The Real Cost of Generative AI in 2026: Why Cloud Budgets Have Become the New Battleground
Generative AI has entered a new phase. In 2024 and 2025, many companies were still experimenting. In 2026, the challenge is very different: industrialize, integrate, secure, serve more users, and keep performance under control.
That is where things become painfully concrete. AI still promises major value, but the infrastructure bill is rising faster than many teams expected.
Huge announcements around compute investment, GPUs, data centers, and cloud capacity are not just about growth. They also reveal a simpler reality: running AI at scale is extremely expensive.
Why costs are exploding in 2026
The increase in AI spending does not come from a single factor. It comes from several layers adding up: compute cost, usage growth, integration complexity, security, observability, and resilience.
Even companies that do not build their own large models still pay through premium APIs, GPU instances, vector databases, processing pipelines, storage, and logs.

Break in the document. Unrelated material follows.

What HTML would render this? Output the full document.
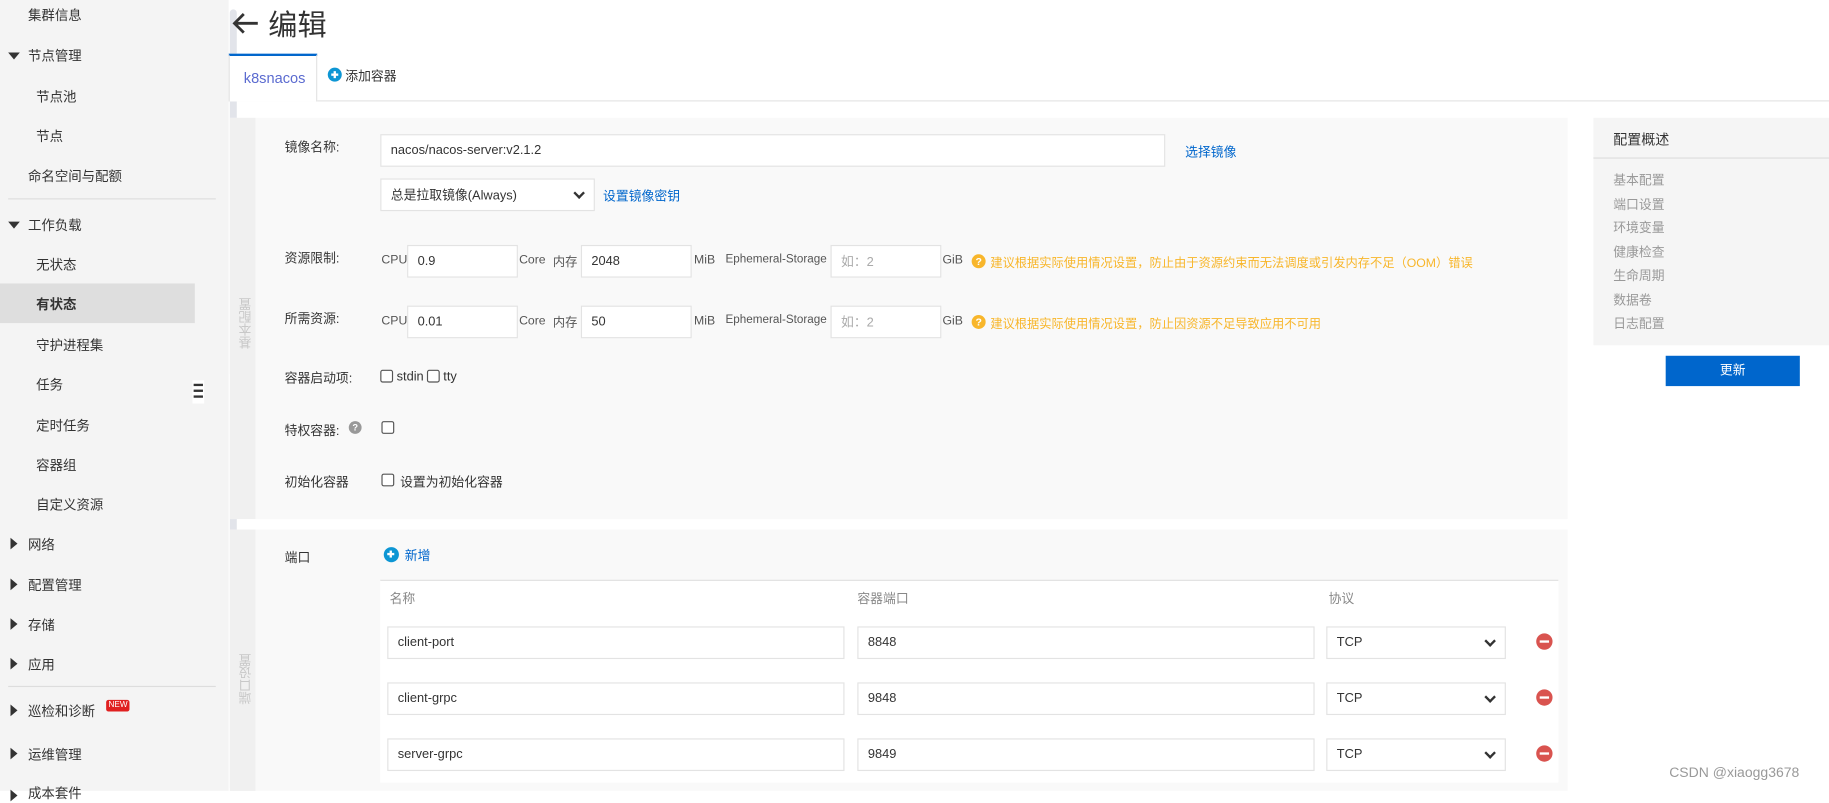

The three cost drivers that push budgets off track
1. Inference at scale
This is often the most underestimated cost category. Teams focus on the prototype, but the real financial wall appears when usage becomes recurring.
2. Technical overkill
Using the most powerful model, the lowest-latency tier, and the largest context window for every use case quickly becomes expensive when the business need does not justify it.
3. The invisible infrastructure around AI
Model cost is never the full picture. Companies also have to pay for storage, security, monitoring, test environments, network costs, and sometimes sovereignty requirements.
Why inference can become more expensive than experimentation
Once a service is adopted, consumption becomes structural. Internal assistants, automated workflows, retrieval-augmented search, business copilots, and specialized agents create permanent cost.
The budget is no longer an innovation line; it becomes an operating line.
The most common management mistakes
- prioritizing use case speed over architecture economics
- failing to measure cost by use case
- launching agents without guardrails
- underestimating organizational fragmentation
How to regain control with an AI FinOps approach
To regain control, companies need to measure real cost by business journey, implement intelligent model routing, reduce context waste, use cache aggressively, and reassess cloud, hybrid, and dedicated infrastructure choices.
What this changes for CIOs, CTOs, and business leaders
In 2026, winners will not necessarily be the companies launching the most AI tools. They will be the ones able to connect performance, usage, and profitability.
Conclusion
Generative AI remains a major opportunity. But if it is poorly governed, it can quickly become a difficult cost center.
The next competitive edge will come from knowing where AI truly creates value — and where it only burns cloud budget.
FAQ
Why is generative AI so expensive in 2026?
Because it combines costly models, GPU infrastructure, storage, observability, security, and much higher usage volumes than most pilot projects anticipated.
How can companies reduce AI spending without hurting quality?
By combining model routing, context reduction, cache, hybrid architecture, and cost measurement by use case.
Should companies move away from the cloud to control AI costs?
Not automatically. But at higher volumes, hybrid or dedicated models may make more sense depending on cost, security, and sovereignty constraints.